As much as I like Jonathon’s plan for handling synchronization problems with a Movable Type weblog move, what’s even more intriguing with his approach is his using this time to re-focus his weblog, and literally removing entries that don’t match this focus. The old archives will be there so links won’t break, but someone new will only see those entries that reflect Jonathon’s new focus.

The idea of a weblog start over is outside the “way we do things”, which is probably why I like it so much. And it’s really no different than the opportunities that face us when we move to a new community.

When we move to a new town or city, especially one where we don’t know people, we can re-define what we are. For instance, want to party less? Then re-define yourself as a quieter person in your new home. Want to be more outgoing? Again, re-define yourself and act more outgoing with new people. Since people will only see this behavior, and act accordingly, we’re re-inforced and the behavior becomes more natural.

(As an example, years ago when I lived in Seattle the first time, I couldn’t speak in front of people to save my life. It was terririble — if I was faced with more than four people, I literally couldn’t speak. When I moved to Yakima to attend college, I was determined to overcome this, so the first thing I did was take a speech class. The second thing I did was run for student body President (I lost, in case you’re curious). I forced myself into positions of public speaking, and since people only saw this aspect of me (not my former shyness), my new behavior was reinforced. Now, I love public speaking and regret that I couldn’t get to any conferences this year to indulge.)

The thought of applying this re-definition to our weblogs is unique, and interesting, and opens up a host of new possibilities beyond just cosmetic changes, or changes in technology. Weblog start overs — a new trend perhaps?

(I just wish I could erase incidents from the past as easily as I could drop old postings. There was the time with the water cooler full of margaritas…)


Lots of visitors

According to my statistics package, I had over 25,000 visits from Slashdot the last few days. I do know that my server felt the strain Friday night, but held together. I learned an important lesson from the experience — don’t save your pages as ‘php’, unless you really need the PHP functionality. As Mark said, Ouch!

In addition, over 160 comments in the weblog posting, and over 330 at Slashdot.

Calls for a sequel, with lots of requests for favorite languages. I would like to visit Babble Meadow again, except the next time I thought I would go with a different group of characters. I think weblogger avatars should have a convention, don’t you? Want to visit Babble Meadow?

In the meantime, I have some family stuff I have to do the next couple of days. Till Wednesday.

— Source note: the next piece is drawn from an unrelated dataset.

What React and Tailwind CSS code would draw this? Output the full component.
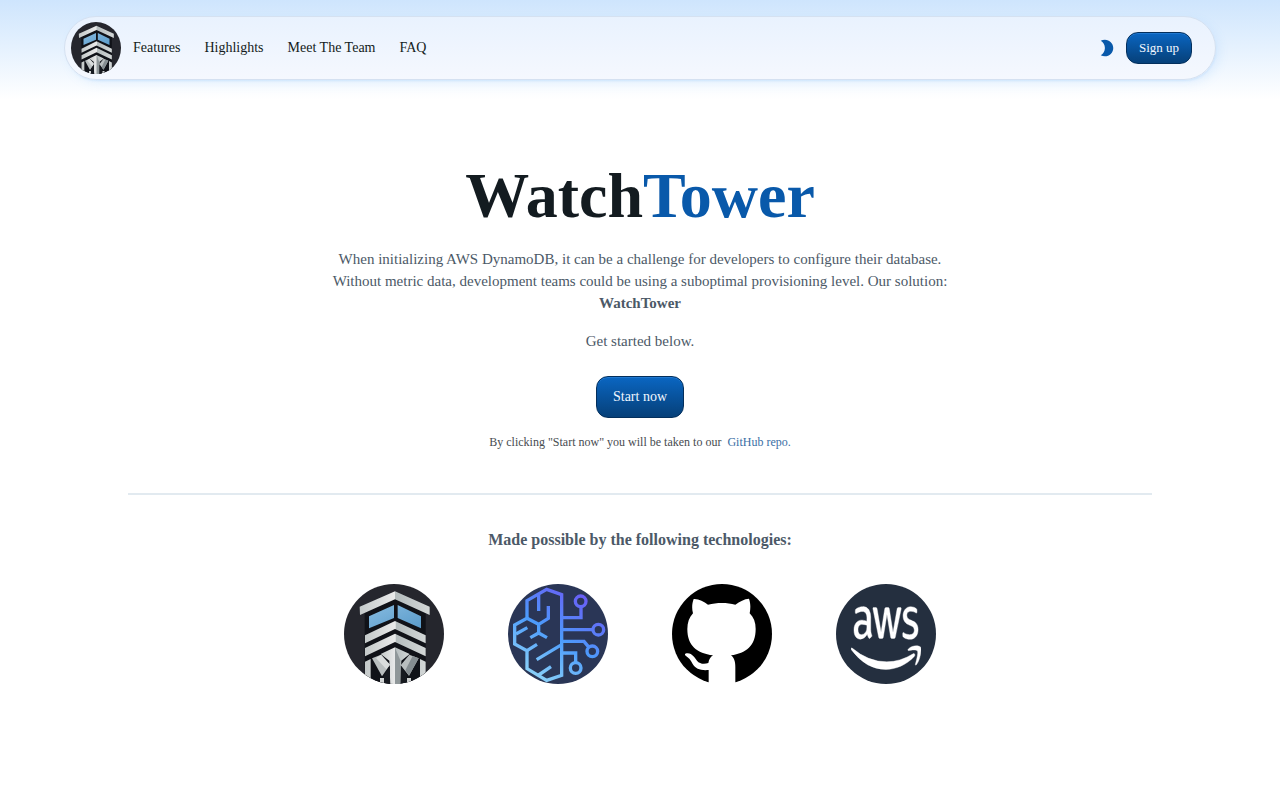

Visual hints and clues – original

Recovered from the Wayback Machine.

I modified my Movable Type template to display a small graphic associated with the subject (category) of an posting next to its title. Those who are uninterested in my technology writing can avoid postings with a CD next to the title (as shown with this posting); those who are uninterested in politics, can avoid that graphic, and so on. (My friend Chris at Empty Bottle also uses graphics to designate categories. However, his graphics are a lot more sophisticated than mine.)

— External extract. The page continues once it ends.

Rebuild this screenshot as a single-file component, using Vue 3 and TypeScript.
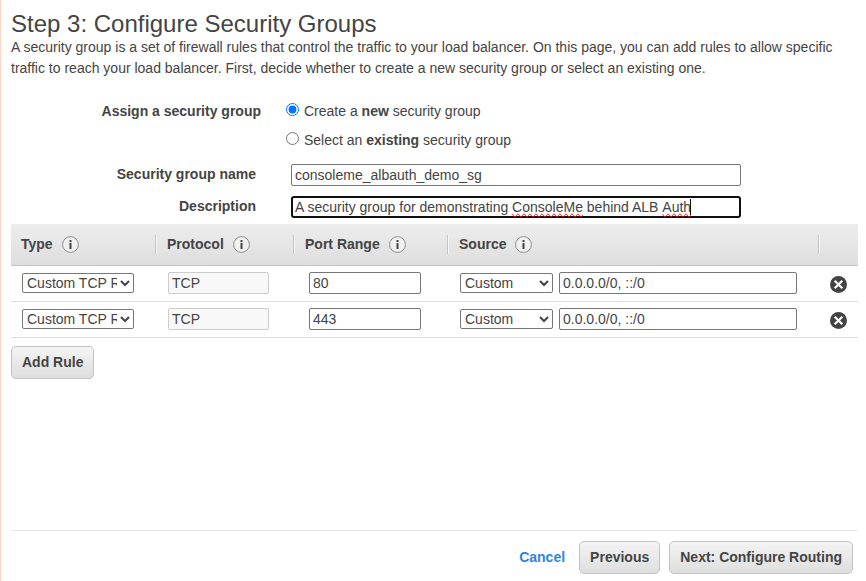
<script setup lang="ts">
import { ref } from 'vue'

interface Rule {
  id: number
  type: string
  protocol: string
  port: string
  source: string
  cidr: string
}

const columns: string[] = ['Type', 'Protocol', 'Port Range', 'Source']
const mode = ref<'new' | 'existing'>('new')
const groupName = ref('consoleme_albauth_demo_sg')
const rules = ref<Rule[]>([
  { id: 1, type: 'Custom TCP Rule', protocol: 'TCP', port: '80', source: 'Custom', cidr: '0.0.0.0/0, ::/0' },
  { id: 2, type: 'Custom TCP Rule', protocol: 'TCP', port: '443', source: 'Custom', cidr: '0.0.0.0/0, ::/0' },
])

function addRule(): void {
  rules.value.push({ id: Date.now(), type: 'Custom TCP Rule', protocol: 'TCP', port: '', source: 'Custom', cidr: '' })
}

function removeRule(id: number): void {
  rules.value = rules.value.filter((r) => r.id !== id)
}
</script>

<template>
  <main class="page">
    <h1>Step 3: Configure Security Groups</h1>
    <p class="intro">
      A security group is a set of firewall rules that control the traffic to your load balancer. On this page, you can
      add rules to allow specific traffic to reach your load balancer. First, decide whether to create a new security
      group or select an existing one.
    </p>

    <section class="form">
      <div class="row assign">
        <span class="label">Assign a security group</span>
        <div class="options">
          <label><input v-model="mode" type="radio" value="new" /><span>Create a <b>new</b> security group</span></label>
          <label><input v-model="mode" type="radio" value="existing" /><span>Select an <b>existing</b> security group</span></label>
        </div>
      </div>
      <div class="row field">
        <span class="label">Security group name</span>
        <input v-model="groupName" class="text" type="text" />
      </div>
      <div class="row field last">
        <span class="label">Description</span>
        <div class="text focused">A security group for demonstrating <span class="typo">ConsoleMe</span> behind ALB <span class="typo">Auth</span><i class="caret"></i></div>
      </div>
    </section>

    <section class="rules">
      <div class="cols head">
        <div v-for="c in columns" :key="c" class="th">
          <span>{{ c }}</span>
          <svg class="info" width="17" height="17" viewBox="0 0 17 17">
            <circle cx="8.5" cy="8.5" r="7.9" fill="#f1f1f1" stroke="#8c8c8c" stroke-width="1" />
            <path d="M7.5 4h2v2h-2zM7.5 7h2v6h-2z" fill="#444" />
          </svg>
        </div>
        <div class="th"></div>
      </div>
      <div v-for="r in rules" :key="r.id" class="cols rule">
        <div><select v-model="r.type" class="type"><option>Custom TCP Rule</option></select></div>
        <div><input v-model="r.protocol" class="text protocol" type="text" disabled /></div>
        <div><input v-model="r.port" class="text port" type="text" /></div>
        <div class="source">
          <select v-model="r.source"><option>Custom</option></select>
          <input v-model="r.cidr" class="text" type="text" />
        </div>
        <div class="remove" @click="removeRule(r.id)">
          <svg width="17" height="17" viewBox="0 0 17 17">
            <circle cx="8.5" cy="8.5" r="8.5" fill="#444" />
            <path d="M4.7 4.7l7.6 7.6M12.3 4.7l-7.6 7.6" stroke="#fff" stroke-width="2.2" />
          </svg>
        </div>
      </div>
    </section>

    <button class="btn add" type="button" @click="addRule">Add Rule</button>

    <footer>
      <a class="cancel">Cancel</a>
      <button class="btn" type="button">Previous</button>
      <button class="btn" type="button">Next: Configure Routing</button>
    </footer>
  </main>
</template>

<style>
body {
  background: #fff;
}
</style>

<style scoped>
* {
  box-sizing: border-box;
}
.page {
  display: flex;
  flex-direction: column;
  height: 581px;
  padding: 10px 8px 0 10px;
  border-left: 1px solid #fdd6c6;
  overflow: hidden;
  font: 14px/21px 'Liberation Sans', Arial, sans-serif;
  color: #444;
}
h1 {
  margin: 0;
  font-size: 24px;
  line-height: 27px;
  font-weight: 400;
}
.intro {
  margin: 0;
}
.row {
  display: flex;
}
.assign {
  height: 85px;
  padding-top: 21px;
}
.label {
  width: 245px;
  font-weight: 700;
  text-align: right;
}
.assign .label {
  width: 250px;
  line-height: 22px;
}
.options {
  margin-left: 25px;
}
.options label {
  display: flex;
  height: 29px;
  line-height: 22px;
}
.options input {
  width: 13px;
  height: 13px;
  margin: 3px 5px 0 0;
}
.field {
  height: 32px;
}
.field.last {
  height: 28px;
}
.field .label {
  line-height: 20px;
}
.text,
select {
  font: 14px 'Liberation Sans', Arial, sans-serif;
  color: #444;
  border: 1px solid #767676;
  border-radius: 2px;
  background: #fff;
}
.text {
  height: 22px;
  padding: 1px 3px;
}
.field .text {
  width: 450px;
  margin-left: 35px;
}
.focused {
  display: flex;
  padding: 0 2px;
  border: 2px solid #101010;
  border-radius: 3px;
  line-height: 18px;
  white-space: pre;
}
.typo {
  text-decoration-line: spelling-error;
}
.caret {
  width: 1px;
  height: 16px;
  margin: 1px 0 0 -1px;
  background: #111;
}
.cols {
  display: grid;
  grid-template-columns: 145px 138px 154px 371px 39px;
}
.head {
  height: 42px;
  align-items: center;
  border-bottom: 1px solid #c4c4c4;
  background: linear-gradient(#ededed, #dedede);
}
.th {
  display: flex;
  align-items: center;
  gap: 9px;
  height: 19px;
  padding: 0 0 0 10px;
  border-right: 1px solid #c4c4c4;
  box-shadow: 1px 0 #f6f6f6;
  font-weight: 700;
}
.th:last-child {
  border: 0;
  box-shadow: none;
}
.th + .th {
  padding-left: 11px;
}
.info {
  flex: none;
}
.rule {
  height: 36px;
  align-items: center;
  padding-bottom: 2px;
  border-bottom: 1px solid #ddd;
}
.rule > div {
  display: flex;
  align-items: center;
  padding-left: 12px;
}
.rule > div:first-child {
  padding-left: 11px;
}
.rule > div:nth-child(3) {
  padding-left: 15px;
}
select {
  height: 20px;
  padding: 0;
}
.type,
.port {
  width: 112px;
}
.protocol {
  width: 101px;
  border-color: #ccc;
  background: #f8f8f8;
}
.source {
  gap: 6px;
}
.source select {
  width: 93px;
}
.source .text {
  width: 238px;
}
.remove {
  padding-top: 3px;
}
.remove svg {
  margin-left: -1px;
}
.btn {
  height: 33px;
  padding: 0 10px 2px;
  border: 1px solid #c3c3c3;
  border-radius: 5px;
  background: linear-gradient(#f4f4f4, #dedede);
  font: 700 14px 'Liberation Sans', Arial, sans-serif;
  color: #444;
}
.add {
  align-self: flex-start;
  margin-top: 8px;
}
footer {
  display: flex;
  justify-content: flex-end;
  align-items: center;
  height: 51px;
  margin-top: auto;
  padding: 3px 5px 0 0;
  border-top: 1px solid #e6e6e6;
}
.cancel {
  margin-right: 14px;
  font-weight: 700;
  color: #2e86de;
}
footer .btn + .btn {
  margin-left: 9px;
}
</style>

I thought about creating multiple weblogs and focusing each on a different topic, but I wouldn’t write more (or less) on any subject just because I split them out into different weblogs. All I would do is scatter my thoughts about like dried bits of corn on a dusty field, forcing my readers to take on the visage of Crow, pecking about hoping to find that edible kernel among the dirt.

Besides, my thoughts don’t split cleanly along subject and topic, neatly categorized into discrete buckets. I’m just as likely to throw new photographs or a bit of writing whimsey into an essay on RDF, or mix a little technology into an essay on the Environment. My weblog reflects my writing, which reflects my mind: muddied waters of blended interest.